[asterisk-dev] Why do you want to send SIP requests in the multimedia RTP stream????

Mark Michelson mmichelson at digium.com
Wed Jan 23 10:25:27 CST 2013


On 01/23/2013 02:27 AM, Olle E. Johansson wrote:
> 22 jan 2013 kl. 20:58 skrev SVN commits to the Digium repositories <svn-commits at lists.digium.com>:
>
>> Create common method for sending SIP requests in a session.
> Why are you sending SIP requests in the multimedia path????
>
> SIP is used to manage sessions - but the SIP status of a "call" is named "dialog".
>
>
> RFC 3261:
>
> Session: From the SDP specification: "A multimedia session is a
>           set of multimedia senders and receivers and the data streams
>           flowing from senders to receivers.  A multimedia conference is
>           an example of a multimedia session." (RFC 2327 [1]) (A session
>           as defined for SDP can comprise one or more RTP sessions.)  As
>           defined, a callee can be invited several times, by different
>           calls, to the same session.  If SDP is used, a session is
>           defined by the concatenation of the SDP user name, session id,
>           network type, address type, and address elements in the origin
>           field.
>
> Dialog: A dialog is a peer-to-peer SIP relationship between two
>           UAs that persists for some time.  A dialog is established by
>           SIP messages, such as a 2xx response to an INVITE request.  A
>           dialog is identified by a call identifier, local tag, and a
>           remote tag.  A dialog was formerly known as a call leg in  RFC 2543.
>
>
> Using something closer to either RFC terminology or asterisk terminology - "channels"
> makes it easier for new (and old grumpy) developers to understand your code and
> refer back to the standards.
>
> And it will make it easier for you as you discuss SIP stuff with other developers at SIPit 30 in North Carolina.
>
> /O ;-)

Thanks for the suggestion. The problem in this particular case is 
"dialog", "session", and "channel" don't fit well here.
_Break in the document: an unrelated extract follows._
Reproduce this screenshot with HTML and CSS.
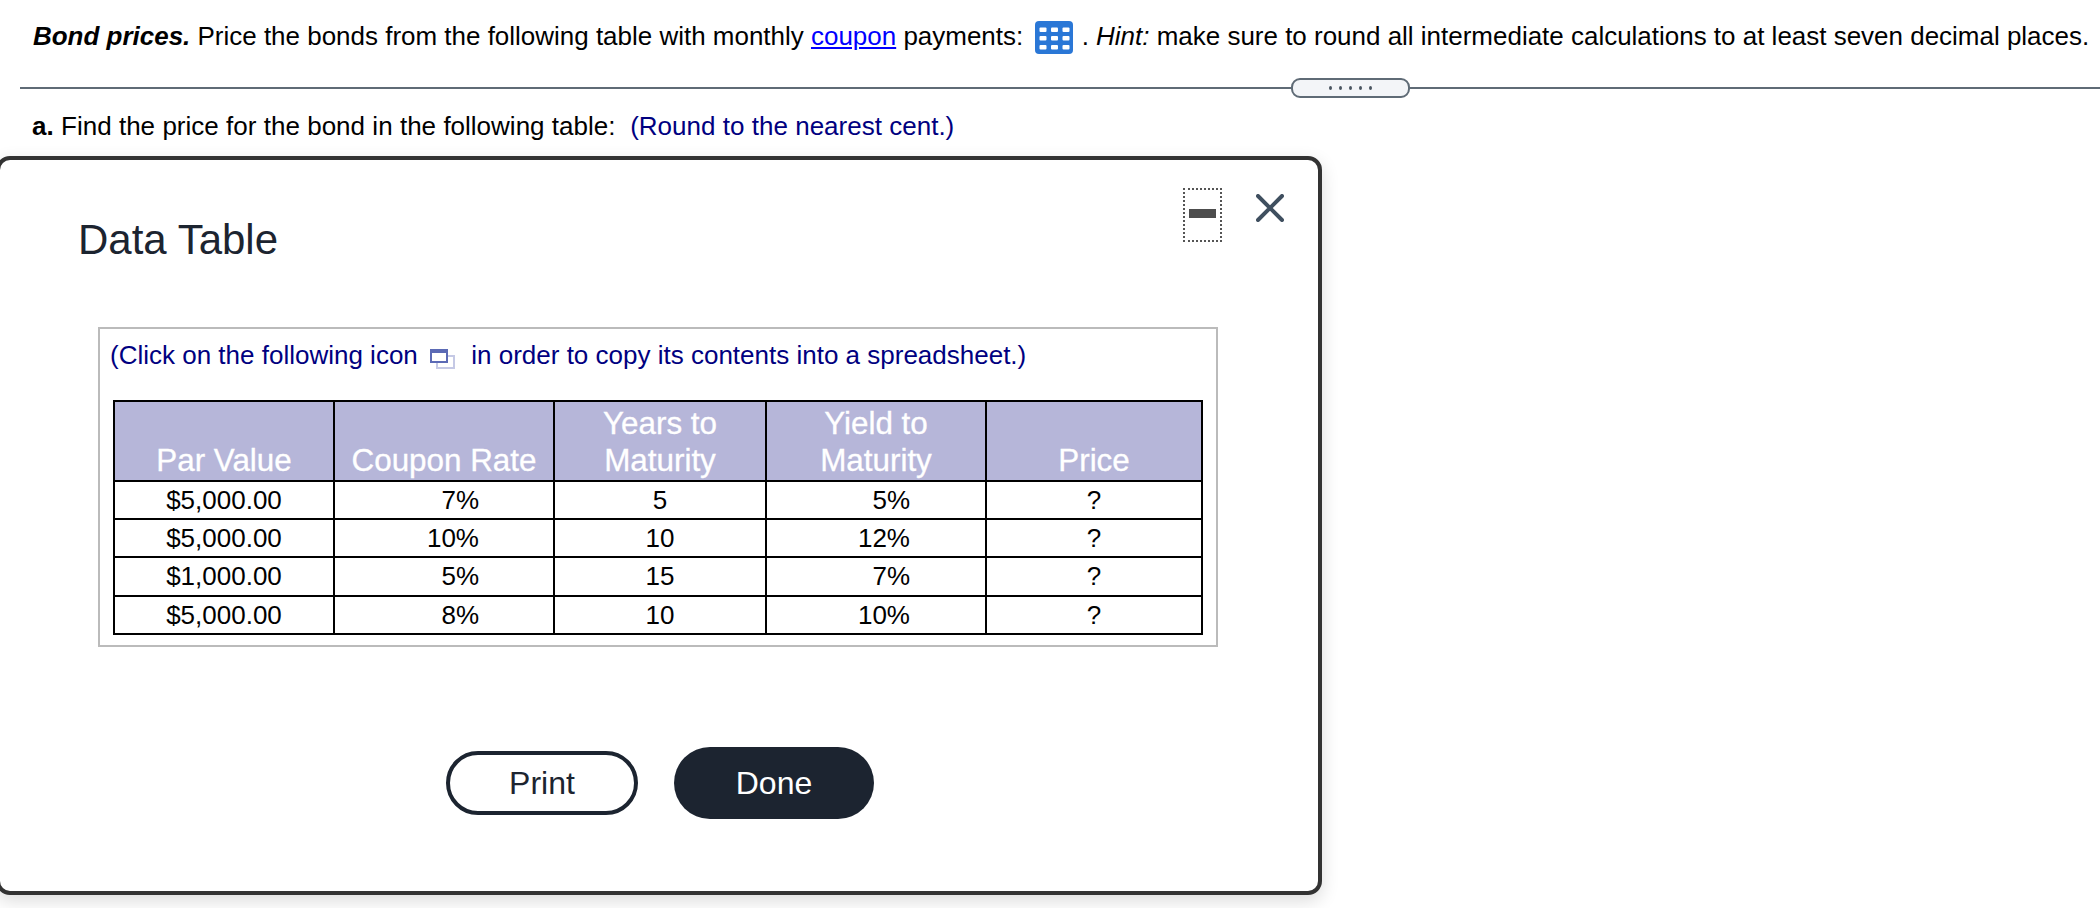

"Dialog" doesn't work because this function (and all functions in 
res_sip_session) is not intended to be used for any dialog. This only 
works for dialogs that set up media sessions (i.e. INVITE-initiated 
dialogs). When a SUBSCRIBE/NOTIFY API is added, there will be a separate 
function in a separate header used for sending a request on the 
SUBSCRIBE dialog.

"Session" doesn't work, as you have mentioned, because it refers to the 
media session, not the SIP dialog.

"Channel" doesn't work because channel is a completely separate concept 
from the SIP signalling. While the situation is rare and unlikely, the 
new API provides the ability to have a SIP INVITE dialog without any 
ast_channel ever being used. We're trying our best not to intermix 
Asterisk channels in the general SIP API.

The compromise here so far is to use the term "SIP session" to refer to 
a dialog that was initiated by an INVITE. This also jibes with the PJSIP 
concept of the pjsip_inv_session structure, which describes the same 
concept. I'll add a note into res_sip_session.h that explains this and 
I'll be more careful with commit messages and comments, so that they are 
more clear to someone familiar with SIP.